■ **TASK PROMPT**
Reproduce the listing exactly and skip over any pictures.

■ **DATASET EXCERPT**
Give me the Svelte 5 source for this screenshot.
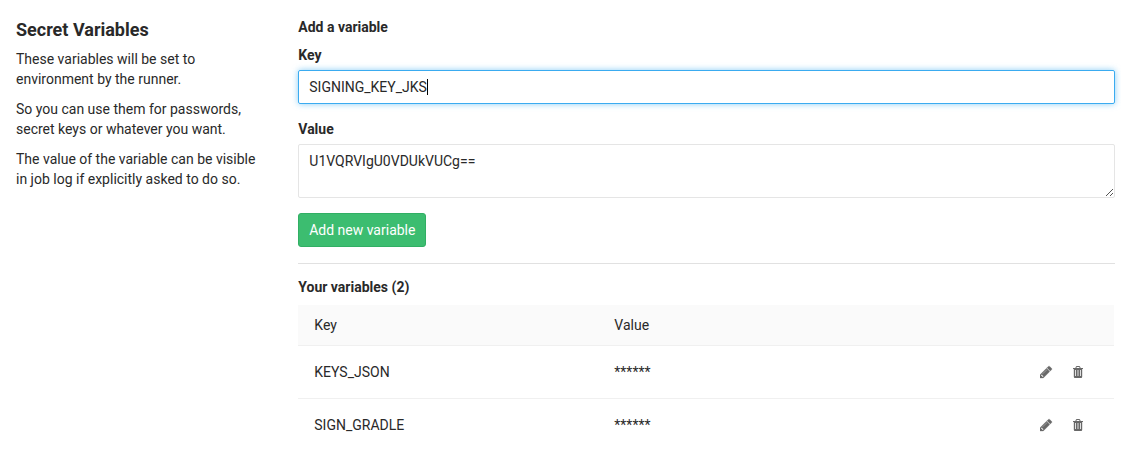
<script>
  const notes = [
    'These variables will be set to environment by the runner.',
    'So you can use them for passwords, secret keys or whatever you want.',
    'The value of the variable can be visible in job log if explicitly asked to do so.'
  ];
  const variables = ['KEYS_JSON', 'SIGN_GRADLE'];
</script>

<div class="page">
  <aside>
    <h4>Secret Variables</h4>
    {#each notes as note}<p>{note}</p>{/each}
  </aside>
  <main>
    <h5>Add a variable</h5>
    <div class="label">Key</div>
    <div class="field focused" role="textbox" aria-label="Key">SIGNING_KEY_JKS<i class="caret"></i></div>
    <div class="label second">Value</div>
    <div class="field area" role="textbox" aria-label="Value">
      U1VQRVIgU0VDUkVUCg==
      <svg class="grip" width="7" height="7" viewBox="0 0 7 7" shape-rendering="crispEdges">
        <path d="M0 6h1v1h-1zM1 5h1v1h-1zM2 4h1v1h-1zM3 3h1v1h-1zM4 2h1v1h-1zM5 1h1v1h-1zM6 0h1v1h-1zM4 6h1v1h-1zM5 5h1v1h-1zM6 4h1v1h-1z" />
      </svg>
    </div>
    <button>Add new variable</button>
    <hr />
    <h5>Your variables (2)</h5>
    <table>
      <thead><tr><th class="key">Key</th><th>Value</th><th class="actions"></th></tr></thead>
      <tbody>
        {#each variables as name}
          <tr>
            <td>{name}</td>
            <td>******</td>
            <td>
              <div class="icons">
                <svg class="pencil" width="14" height="14" viewBox="0 0 1792 1792"><path d="M491 1536l91-91-235-235-91 91v107h128v128h107zm523-928q0-22-22-22-10 0-17 7l-542 542q-7 7-7 17 0 22 22 22 10 0 17-7l542-542q7-7 7-17zm-54-192l416 416-832 832h-416v-416zm683 96q0 53-37 90l-166 166-416-416 166-165q36-38 90-38 53 0 91 38l235 234q37 39 37 91z" transform="translate(-128 0)" /></svg>
                <svg width="14" height="14" viewBox="0 0 14 14"><path fill-rule="evenodd" d="M3.3 3L4 1.4Q4.2 1 4.7 1h2.6q.5 0 .7.4L8.700 3H11v1h-.8v7.800q0 1.200-1.100 1.200H2.900q-1.100 0-1.100-1.200V4H1V3zM4.400 3h3.200l-.4-1H4.800zM3.200 5v6h.8V5zM5.600 5v6h.8V5zM8 5v6h.8V5z" /></svg>
              </div>
            </td>
          </tr>
        {/each}
      </tbody>
    </table>
  </main>
</div>

<style>
  :global(body) { background: #fff; }
  .page {
    display: grid;
    grid-template-columns: 250px 816.7px;
    column-gap: 32.3px;
    padding: 17px 0 0 16px;
    height: 451px;
    overflow: hidden;
    box-sizing: border-box;
    font: 14px/20px Roboto, sans-serif;
    color: #292929;
  }
  h4 { margin: 0 0 7px; font-size: 18px; line-height: 25px; font-weight: 700; }
  p { margin: 0 0 10px; }
  h5 { margin: 0; font-size: 14px; line-height: 20px; font-weight: 700; }
  .label { margin: 8px 0 5px; font-weight: 700; }
  .label.second { margin-top: 15px; }
  .field {
    display: flow-root;
    position: relative;
    box-sizing: border-box;
    height: 34px;
    padding: 6px 10px;
    border: 1px solid #e5e5e5;
    border-radius: 2px;
  }
  .focused { border-color: #3aabf0; box-shadow: 0 0 6px rgba(58, 171, 240, 0.6); }
  .caret { display: inline-block; width: 1px; height: 16px; margin-left: -0.3px; background: #000; vertical-align: -3px; }
  .area { height: 54px; }
  .grip { position: absolute; right: 1px; bottom: 1px; fill: #555; }
  button {
    display: block;
    margin: 15px 0 16px;
    box-sizing: border-box;
    width: 128px;
    height: 34px;
    padding: 0;
    border: 1px solid #31af64;
    border-radius: 3px;
    background: #3cbd70;
    color: #fff;
    font: inherit;
  }
  hr { margin: 0 0 13px; border: 0; border-top: 1px solid #e1e1e1; }
  table { width: 816px; margin-top: 8px; border-collapse: separate; border-spacing: 0; table-layout: fixed; }
  th, td { box-sizing: border-box; padding: 0 16px; text-align: left; font-weight: 400; }
  th { height: 41px; background: #fafafa; border-bottom: 1px solid #f0f0f0; }
  td { height: 53px; border-bottom: 1px solid #f0f0f0; }
  .key { width: 300px; }
  .actions { width: 106px; }
  .icons { display: flex; gap: 18px; margin-left: 15.7px; }
  .icons svg { fill: #686868; }
  .pencil path { stroke: #686868; stroke-width: 40; }
</style>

■ **CORRECT RESPONSE**
Give me the Svelte 5 source for this screenshot.
<script>
  const notes = [
    'These variables will be set to environment by the runner.',
    'So you can use them for passwords, secret keys or whatever you want.',
    'The value of the variable can be visible in job log if explicitly asked to do so.'
  ];
  const variables = ['KEYS_JSON', 'SIGN_GRADLE'];
</script>

<div class="page">
  <aside>
    <h4>Secret Variables</h4>
    {#each notes as note}<p>{note}</p>{/each}
  </aside>
  <main>
    <h5>Add a variable</h5>
    <div class="label">Key</div>
    <div class="field focused" role="textbox" aria-label="Key">SIGNING_KEY_JKS<i class="caret"></i></div>
    <div class="label second">Value</div>
    <div class="field area" role="textbox" aria-label="Value">
      U1VQRVIgU0VDUkVUCg==
      <svg class="grip" width="7" height="7" viewBox="0 0 7 7" shape-rendering="crispEdges">
        <path d="M0 6h1v1h-1zM1 5h1v1h-1zM2 4h1v1h-1zM3 3h1v1h-1zM4 2h1v1h-1zM5 1h1v1h-1zM6 0h1v1h-1zM4 6h1v1h-1zM5 5h1v1h-1zM6 4h1v1h-1z" />
      </svg>
    </div>
    <button>Add new variable</button>
    <hr />
    <h5>Your variables (2)</h5>
    <table>
      <thead><tr><th class="key">Key</th><th>Value</th><th class="actions"></th></tr></thead>
      <tbody>
        {#each variables as name}
          <tr>
            <td>{name}</td>
            <td>******</td>
            <td>
              <div class="icons">
                <svg class="pencil" width="14" height="14" viewBox="0 0 1792 1792"><path d="M491 1536l91-91-235-235-91 91v107h128v128h107zm523-928q0-22-22-22-10 0-17 7l-542 542q-7 7-7 17 0 22 22 22 10 0 17-7l542-542q7-7 7-17zm-54-192l416 416-832 832h-416v-416zm683 96q0 53-37 90l-166 166-416-416 166-165q36-38 90-38 53 0 91 38l235 234q37 39 37 91z" transform="translate(-128 0)" /></svg>
                <svg width="14" height="14" viewBox="0 0 14 14"><path fill-rule="evenodd" d="M3.3 3L4 1.4Q4.2 1 4.7 1h2.6q.5 0 .7.4L8.700 3H11v1h-.8v7.800q0 1.200-1.100 1.200H2.900q-1.100 0-1.100-1.200V4H1V3zM4.400 3h3.200l-.4-1H4.800zM3.200 5v6h.8V5zM5.600 5v6h.8V5zM8 5v6h.8V5z" /></svg>
              </div>
            </td>
          </tr>
        {/each}
      </tbody>
    </table>
  </main>
</div>

<style>
  :global(body) { background: #fff; }
  .page {
    display: grid;
    grid-template-columns: 250px 816.7px;
    column-gap: 32.3px;
    padding: 17px 0 0 16px;
    height: 451px;
    overflow: hidden;
    box-sizing: border-box;
    font: 14px/20px Roboto, sans-serif;
    color: #292929;
  }
  h4 { margin: 0 0 7px; font-size: 18px; line-height: 25px; font-weight: 700; }
  p { margin: 0 0 10px; }
  h5 { margin: 0; font-size: 14px; line-height: 20px; font-weight: 700; }
  .label { margin: 8px 0 5px; font-weight: 700; }
  .label.second { margin-top: 15px; }
  .field {
    display: flow-root;
    position: relative;
    box-sizing: border-box;
    height: 34px;
    padding: 6px 10px;
    border: 1px solid #e5e5e5;
    border-radius: 2px;
  }
  .focused { border-color: #3aabf0; box-shadow: 0 0 6px rgba(58, 171, 240, 0.6); }
  .caret { display: inline-block; width: 1px; height: 16px; margin-left: -0.3px; background: #000; vertical-align: -3px; }
  .area { height: 54px; }
  .grip { position: absolute; right: 1px; bottom: 1px; fill: #555; }
  button {
    display: block;
    margin: 15px 0 16px;
    box-sizing: border-box;
    width: 128px;
    height: 34px;
    padding: 0;
    border: 1px solid #31af64;
    border-radius: 3px;
    background: #3cbd70;
    color: #fff;
    font: inherit;
  }
  hr { margin: 0 0 13px; border: 0; border-top: 1px solid #e1e1e1; }
  table { width: 816px; margin-top: 8px; border-collapse: separate; border-spacing: 0; table-layout: fixed; }
  th, td { box-sizing: border-box; padding: 0 16px; text-align: left; font-weight: 400; }
  th { height: 41px; background: #fafafa; border-bottom: 1px solid #f0f0f0; }
  td { height: 53px; border-bottom: 1px solid #f0f0f0; }
  .key { width: 300px; }
  .actions { width: 106px; }
  .icons { display: flex; gap: 18px; margin-left: 15.7px; }
  .icons svg { fill: #686868; }
  .pencil path { stroke: #686868; stroke-width: 40; }
</style>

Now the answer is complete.